Двоюродные братья Юрий и Георгий Трифоновы родились с разницей в один год: Юрий в 1925 году, Георгий в 1926-м. Оба уже в детстве прекрасно рисовали и сочиняли стихи. Рассказывали, что у них были похожие голоса, но не внешность. Юрий был высокого роста и крепкого телосложения. А Георгий был среднего роста, худой, сутулый, имел более светлые волосы. Характерами они во многом напоминали своих отцов. Юрий, как и Валентин, был сдержанный, немногословный, даже мрачноватый. Георгий, как Евгений, – балагур, великолепный рассказчик, выдумщик, легко сходился с людьми. Юрий ко всему относился обстоятельно. Георгий, напротив, отличался легкомыслием и безответственностью. Как и свои отцы, оба рано осиротели и были лишены материнской заботы: мать Юрия восемь лет провела в лагере для жен «врагов народа», а мать Георгия оставила семью, когда сыну не было и семи лет.
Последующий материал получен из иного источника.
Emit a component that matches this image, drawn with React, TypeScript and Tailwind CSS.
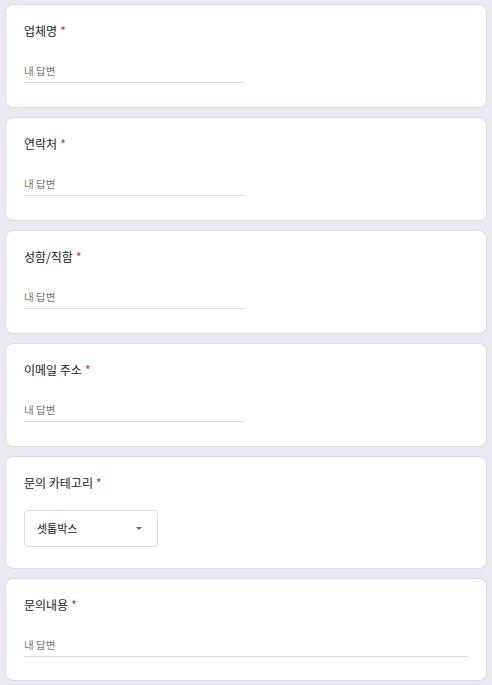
const font = { fontFamily: '"Noto Sans CJK KR", "Noto Sans", sans-serif' };

type Field = { label: string; kind: 'short' | 'long' | 'select' };

const fields: Field[] = [
  { label: '업체명', kind: 'short' },
  { label: '연락처', kind: 'short' },
  { label: '성함/직함', kind: 'short' },
  { label: '이메일 주소', kind: 'short' },
  { label: '문의 카테고리', kind: 'select' },
  { label: '문의내용', kind: 'long' },
];

export default function App() {
  return (
    <div className="min-h-[685px] w-[492px] bg-[#ede7f6] px-[5px] pt-[4px] pb-[4px]" style={font}>
      <div className="flex flex-col gap-[9px]">
        {fields.map((f) => (
          <Card key={f.label} field={f} />
        ))}
      </div>
    </div>
  );
}

function Card({ field }: { field: Field }) {
  return (
    <div
      className={
        'rounded-[8px] border border-[#dadce0] bg-white px-[18px] pt-[17px] ' +
        (field.kind === 'select' ? 'pb-[21px]' : field.kind === 'long' ? 'pb-[23px]' : 'pb-[24px]')
      }
    >
      <div className="text-[12px] leading-[18px] text-[#202124]">
        {field.label}
        <span className="ml-[3px] text-[#d93025]">*</span>
      </div>
      {field.kind === 'select' ? (
        <div className="mt-[18px] flex h-[37px] w-[134px] items-center justify-between rounded-[4px] border border-[#dadce0] pl-[12px] pr-[15px]">
          <span className="text-[11px] text-[#202124]">셋톱박스</span>
          <svg width="6" height="3" viewBox="0 0 6 3">
            <path d="M0 0 L6 0 L3 3 Z" fill="#5f6368" />
          </svg>
        </div>
      ) : (
        <div
          className={
            'mt-[23px] border-b border-[#dadce0] pb-[3px] text-[10.5px] leading-[16px] text-[#757575] ' +
            (field.kind === 'long' ? 'w-full' : 'w-[221px]')
          }
        >
          내 답변
        </div>
      )}
    </div>
  );
}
В детстве кузены дружили. Короткий и счастливый период из жизни двух мальчиков запечатлен Юрием Трифоновым в «Исчезновении», где автор представлен Гориком, а Георгий – Валерой.
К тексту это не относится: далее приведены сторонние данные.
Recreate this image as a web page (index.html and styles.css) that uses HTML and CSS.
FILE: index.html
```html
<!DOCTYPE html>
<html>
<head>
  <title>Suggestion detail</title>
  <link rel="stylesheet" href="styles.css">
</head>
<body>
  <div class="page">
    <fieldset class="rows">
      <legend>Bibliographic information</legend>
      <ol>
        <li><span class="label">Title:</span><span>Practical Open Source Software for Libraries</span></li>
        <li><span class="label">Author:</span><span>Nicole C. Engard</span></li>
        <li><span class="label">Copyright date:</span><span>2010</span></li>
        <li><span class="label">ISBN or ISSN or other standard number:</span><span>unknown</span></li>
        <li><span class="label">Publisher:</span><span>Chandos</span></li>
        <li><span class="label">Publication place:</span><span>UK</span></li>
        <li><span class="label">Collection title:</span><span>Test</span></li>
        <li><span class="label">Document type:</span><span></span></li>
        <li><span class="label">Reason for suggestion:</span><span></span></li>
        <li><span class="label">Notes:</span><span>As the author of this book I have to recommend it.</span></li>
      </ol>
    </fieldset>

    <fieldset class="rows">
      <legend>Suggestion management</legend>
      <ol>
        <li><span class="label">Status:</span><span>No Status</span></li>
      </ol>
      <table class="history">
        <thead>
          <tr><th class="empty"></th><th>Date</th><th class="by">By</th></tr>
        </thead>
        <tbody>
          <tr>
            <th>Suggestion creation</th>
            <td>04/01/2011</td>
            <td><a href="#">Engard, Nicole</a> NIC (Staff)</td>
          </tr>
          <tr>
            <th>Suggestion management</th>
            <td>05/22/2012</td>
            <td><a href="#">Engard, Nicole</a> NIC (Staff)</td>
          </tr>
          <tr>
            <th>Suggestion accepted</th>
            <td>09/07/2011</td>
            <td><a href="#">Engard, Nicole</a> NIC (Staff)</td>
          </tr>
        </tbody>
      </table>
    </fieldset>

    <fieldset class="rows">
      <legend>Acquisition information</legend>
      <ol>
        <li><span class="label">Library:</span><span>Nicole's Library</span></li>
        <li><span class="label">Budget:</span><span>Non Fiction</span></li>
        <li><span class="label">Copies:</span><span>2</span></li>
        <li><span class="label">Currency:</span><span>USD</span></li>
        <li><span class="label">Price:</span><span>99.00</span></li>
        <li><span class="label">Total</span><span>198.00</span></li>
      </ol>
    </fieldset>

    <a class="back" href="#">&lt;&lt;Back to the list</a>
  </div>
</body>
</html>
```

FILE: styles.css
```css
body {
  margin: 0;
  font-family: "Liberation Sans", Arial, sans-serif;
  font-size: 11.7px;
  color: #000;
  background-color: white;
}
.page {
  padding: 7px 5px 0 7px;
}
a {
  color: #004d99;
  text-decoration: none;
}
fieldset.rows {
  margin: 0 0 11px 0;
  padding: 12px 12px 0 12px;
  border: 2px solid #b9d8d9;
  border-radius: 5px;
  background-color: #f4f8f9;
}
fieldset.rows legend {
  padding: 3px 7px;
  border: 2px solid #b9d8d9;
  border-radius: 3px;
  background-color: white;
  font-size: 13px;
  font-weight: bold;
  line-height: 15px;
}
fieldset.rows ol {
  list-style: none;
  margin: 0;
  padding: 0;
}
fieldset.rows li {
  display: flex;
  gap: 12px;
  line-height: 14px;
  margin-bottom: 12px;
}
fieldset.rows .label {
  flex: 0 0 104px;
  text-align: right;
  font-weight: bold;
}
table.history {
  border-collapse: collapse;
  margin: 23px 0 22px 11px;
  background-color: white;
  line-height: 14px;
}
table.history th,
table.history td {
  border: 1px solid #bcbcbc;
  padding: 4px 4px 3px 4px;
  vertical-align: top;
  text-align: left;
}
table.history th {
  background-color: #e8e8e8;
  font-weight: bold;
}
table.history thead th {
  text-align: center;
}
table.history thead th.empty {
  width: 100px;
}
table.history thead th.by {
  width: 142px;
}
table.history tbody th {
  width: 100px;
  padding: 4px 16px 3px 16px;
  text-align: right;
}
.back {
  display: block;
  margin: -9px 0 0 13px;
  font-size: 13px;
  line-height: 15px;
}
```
«С Валерой Горик виделся редко – дядя Миша жил за городом, в поселке Кратово, – но, уж когда братец приезжал в Москву, они с Гориком устраивали такой «тарарам», такой «маленький шум на лужайке», такой «бедлам», по выражению мамы, что у соседей внизу качались люстры. Часами они могли кататься по полу, сидеть друг на друге верхом, кружиться и пыхтеть, стискивая один другого, что есть мочи, стараясь вырвать крик боли или хотя бы еле слышное «сдаюсь». И чем больше они потели, разлохмачивались, растрепывались, изваживаясь в пыли, чем сильнее задыхались и изнуряли друг друга, тем радостнее и легче себя чувствовали; это было как наркотик, они делались пьяные от возни, понимали умом, что пора остановиться, что дело кончится скандалом, но остановиться было выше их сил.